**** DATA SUPPLIED ****
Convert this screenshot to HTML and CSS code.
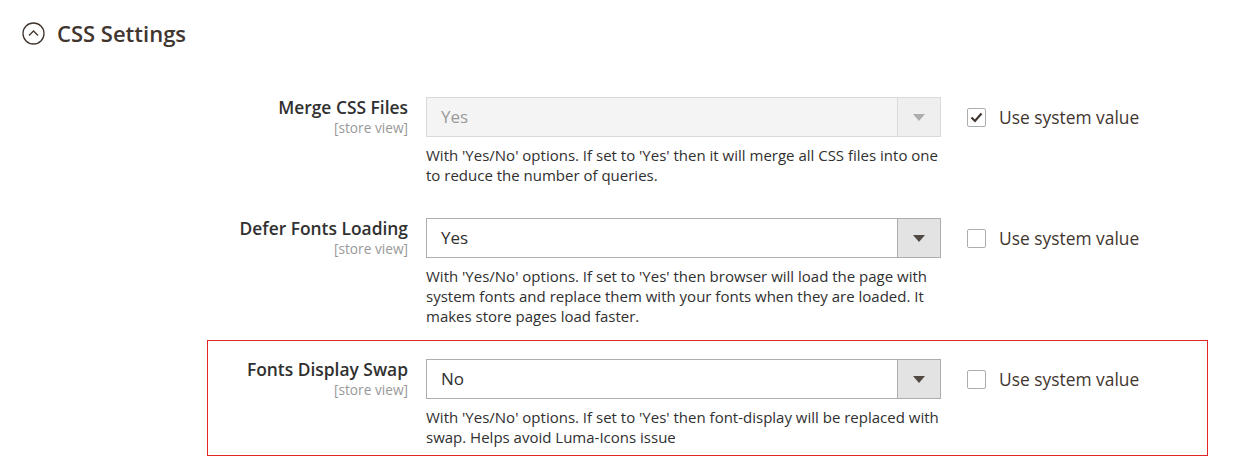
FILE: index.html
```html
<!DOCTYPE html>
<html lang="en">

<head>
    <meta charset="UTF-8">
    <title>CSS Settings</title>
    <link rel="stylesheet" href="styles.css">
</head>

<body>
    <div class="section-head">
        <span class="toggle-icon">
            <svg width="23" height="23" viewBox="0 0 23 23">
                <circle cx="11.5" cy="11.5" r="10.5" fill="none" stroke="#41362f" stroke-width="1.3" />
                <path d="M7 13.5 L11.5 9 L16 13.5" fill="none" stroke="#41362f" stroke-width="1.3" />
            </svg>
        </span>
        <h2 class="section-title">CSS Settings</h2>
    </div>

    <div class="config-table">
        <div class="config-row">
            <div class="config-label">
                <span class="label-text">Merge CSS Files</span>
                <span class="scope">[store view]</span>
            </div>
            <div class="config-value">
                <div class="select disabled">
                    <span class="select-value">Yes</span>
                    <span class="select-btn"><span class="arrow"></span></span>
                </div>
                <p class="note">With 'Yes/No' options. If set to 'Yes' then it will merge all CSS files into one to reduce the number of queries.</p>
            </div>
            <label class="use-default">
                <span class="checkbox checked">
                    <svg width="13" height="11" viewBox="0 0 13 11"><path d="M1.5 5.5 L5 9 L11.5 1.5" fill="none" stroke="#41362f" stroke-width="2.2" /></svg>
                </span>
                Use system value
            </label>
        </div>

        <div class="config-row">
            <div class="config-label">
                <span class="label-text">Defer Fonts Loading</span>
                <span class="scope">[store view]</span>
            </div>
            <div class="config-value">
                <div class="select">
                    <span class="select-value">Yes</span>
                    <span class="select-btn"><span class="arrow"></span></span>
                </div>
                <p class="note">With 'Yes/No' options. If set to 'Yes' then browser will load the page with system fonts and replace them with your fonts when they are loaded. It makes store pages load faster.</p>
            </div>
            <label class="use-default">
                <span class="checkbox"></span>
                Use system value
            </label>
        </div>

        <div class="config-row highlighted">
            <div class="config-label">
                <span class="label-text">Fonts Display Swap</span>
                <span class="scope">[store view]</span>
            </div>
            <div class="config-value">
                <div class="select">
                    <span class="select-value">No</span>
                    <span class="select-btn"><span class="arrow"></span></span>
                </div>
                <p class="note">With 'Yes/No' options. If set to 'Yes' then font-display will be replaced with swap. Helps avoid Luma-Icons issue</p>
            </div>
            <label class="use-default">
                <span class="checkbox"></span>
                Use system value
            </label>
        </div>
    </div>
</body>

</html>
```

FILE: styles.css
```css
:root {
    --text-color: #303030;
    --title-color: #41362f;
    --border-color: #adadad;
    --muted-color: #999999;
    --highlight: #e22626;
}

* {
    margin: 0;
    padding: 0;
    box-sizing: border-box;
}

body {
    font-family: 'Open Sans', 'Liberation Sans', sans-serif;
    color: var(--text-color);
    background: #ffffff;
}

.section-head {
    display: flex;
    align-items: flex-start;
    gap: 12px;
    padding: 19px 0 0 22px;
    height: 78px;
}

.toggle-icon {
    display: flex;
    margin-top: 3px;
}

.section-title {
    font-size: 22px;
    font-weight: 600;
    color: var(--title-color);
    line-height: 28px;
}

.config-table {
    margin-left: 207px;
    width: 1001px;
}

.config-row {
    display: grid;
    grid-template-columns: 200px 533px auto;
    padding: 18px 0 8px;
    border: 1px solid transparent;
    margin-bottom: 5px;
}

.config-row.highlighted {
    border-color: var(--highlight);
}

.config-label {
    display: flex;
    flex-direction: column;
    align-items: flex-end;
}

.label-text {
    font-size: 17.4px;
    font-weight: 600;
    line-height: 20px;
    color: var(--text-color);
}

.scope {
    font-size: 13.7px;
    line-height: 16px;
    margin-top: 3px;
    color: var(--muted-color);
}

.config-value {
    margin-left: 18px;
}

.select {
    display: flex;
    height: 40px;
    border: 1px solid var(--border-color);
    background: #ffffff;
}

.select-value {
    flex: 1;
    font-size: 17px;
    line-height: 38px;
    padding-left: 14px;
    color: var(--text-color);
}

.select-btn {
    width: 43px;
    border-left: 1px solid var(--border-color);
    background: #e3e3e3;
    display: flex;
    align-items: center;
    justify-content: center;
}

.arrow {
    width: 0;
    height: 0;
    border-left: 6px solid transparent;
    border-right: 6px solid transparent;
    border-top: 7px solid #514943;
}

.select.disabled {
    background: #f4f4f4;
    border-color: #dadada;
}

.select.disabled .select-value {
    color: var(--muted-color);
}

.select.disabled .select-btn {
    background: #efefef;
    border-left-color: #dadada;
}

.select.disabled .arrow {
    border-top-color: #adadad;
}

.note {
    font-size: 15px;
    line-height: 20px;
    margin-top: 8px;
    color: var(--text-color);
}

.use-default {
    display: flex;
    align-items: center;
    gap: 13px;
    height: 40px;
    margin-left: 26px;
    font-size: 17.4px;
    color: var(--title-color);
}

.checkbox {
    width: 19px;
    height: 19px;
    border: 1px solid var(--border-color);
    border-radius: 2px;
    background: #ffffff;
    display: flex;
    align-items: center;
    justify-content: center;
}
```
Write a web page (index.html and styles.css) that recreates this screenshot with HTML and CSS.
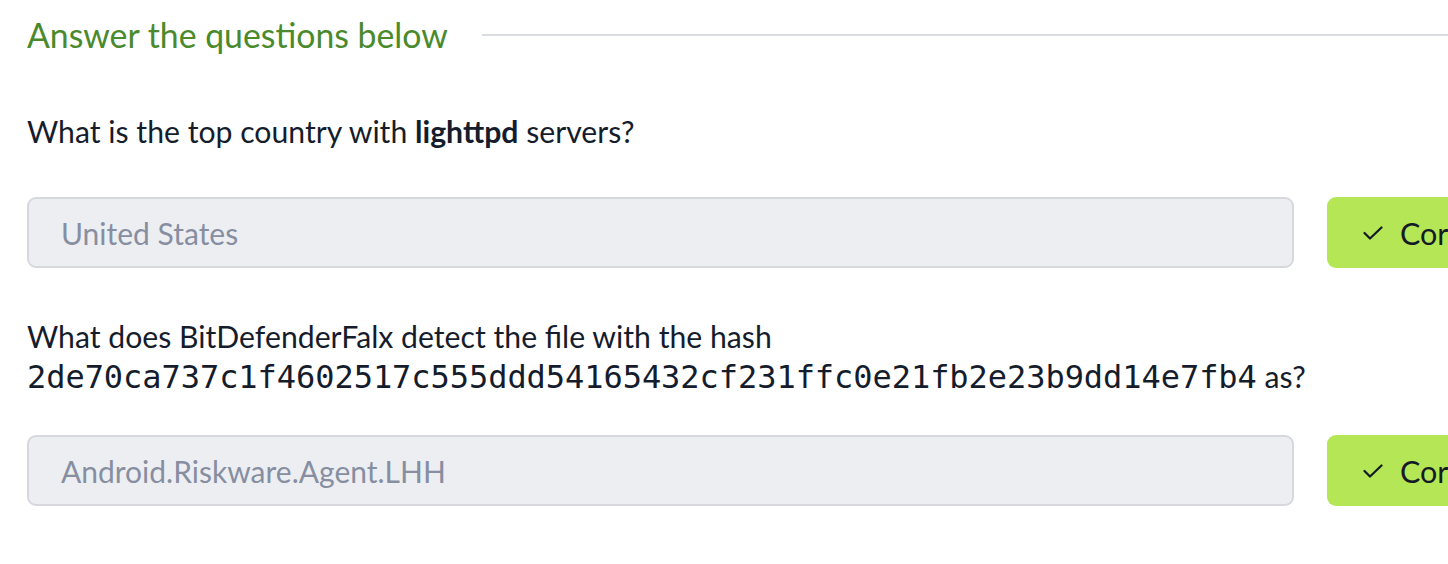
FILE: index.html
```html
<!DOCTYPE html>
<html>
<head>
<meta charset="utf-8">
<link rel="stylesheet" href="styles.css">
</head>
<body>
<div class="page">
  <div class="section-head">
    <h2 class="section-title">Answer the questions below</h2>
    <div class="section-rule"></div>
  </div>

  <div class="question q-first">
    <p class="q-text">What is the top country with <strong>lighttpd</strong> servers?</p>
    <div class="answer-row">
      <div class="answer-input">United States</div>
      <div class="answer-btn">
        <svg class="check" viewBox="0 0 20 14" width="20" height="14"><path d="M1.5 7 L7 12.5 L18.5 1.5" fill="none" stroke="#141a26" stroke-width="2.2" stroke-linecap="round" stroke-linejoin="round"/></svg>
        <span>Correct Answer</span>
      </div>
    </div>
  </div>

  <div class="question">
    <p class="q-text">What does BitDefenderFalx detect the file with the hash<br><code class="hash">2de70ca737c1f4602517c555ddd54165432cf231ffc0e21fb2e23b9dd14e7fb4</code> as?</p>
    <div class="answer-row answer-row-tight">
      <div class="answer-input">Android.Riskware.Agent.LHH</div>
      <div class="answer-btn">
        <svg class="check" viewBox="0 0 20 14" width="20" height="14"><path d="M1.5 7 L7 12.5 L18.5 1.5" fill="none" stroke="#141a26" stroke-width="2.2" stroke-linecap="round" stroke-linejoin="round"/></svg>
        <span>Correct Answer</span>
      </div>
    </div>
  </div>
</div>
</body>
</html>
```

FILE: styles.css
```css
html, body {
  margin: 0;
  padding: 0;
  background: #ffffff;
  overflow: hidden;
}
body {
  font-family: Lato, "Noto Sans", sans-serif;
  color: #151c2b;
}
.page {
  width: 1700px;
  padding: 13px 0 0 27px;
}
.section-head {
  display: flex;
  align-items: center;
  width: 1421px;
  gap: 34px;
}
.section-title {
  margin: 0;
  font-weight: 400;
  font-size: 33.8px;
  line-height: 44px;
  color: #4a8a2c;
  white-space: nowrap;
}
.section-rule {
  flex: 1;
  border-top: 2px solid #d9dce1;
  margin-top: -1px;
}
.q-first {
  margin-top: 54px;
}
.question + .question {
  margin-top: 48px;
}
.q-text {
  margin: 0;
  font-size: 30.2px;
  line-height: 40px;
}
.q-text strong {
  font-weight: 700;
}
.hash {
  font-family: "DejaVu Sans Mono", monospace;
  font-size: 32px;
  line-height: 40px;
  letter-spacing: -0.05px;
}
.answer-row {
  display: flex;
  gap: 33px;
  margin-top: 46px;
}
.answer-row-tight {
  margin-top: 38px;
}
.answer-input {
  box-sizing: border-box;
  width: 1267px;
  height: 71px;
  background: #edeef2;
  border: 2px solid #d6d8de;
  border-radius: 9px;
  padding: 0 32px;
  display: flex;
  align-items: center;
  font-size: 30px;
  color: #878ea1;
}
.answer-btn {
  box-sizing: border-box;
  width: 300px;
  height: 71px;
  background: #b4e655;
  border-radius: 9px;
  display: flex;
  align-items: center;
  gap: 17px;
  padding-left: 36px;
  font-size: 30.5px;
  color: #141a26;
  white-space: nowrap;
}
.check {
  flex: none;
}
```
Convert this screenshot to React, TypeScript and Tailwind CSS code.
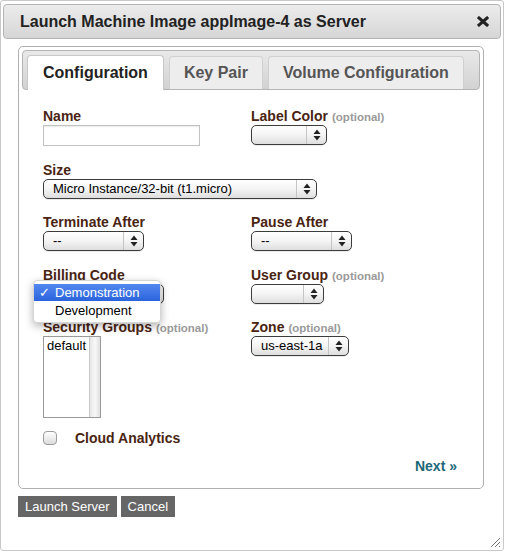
****
* _WHAT TO PRODUCE_
Show, from the listing above, each line that contains the word "this".

* _SOLUTION_
Convert this screenshot to HTML and CSS code.
Write a web page (index.html and styles.css) that recreates this screenshot with HTML and CSS.
Convert this screenshot to React, TypeScript and Tailwind CSS code.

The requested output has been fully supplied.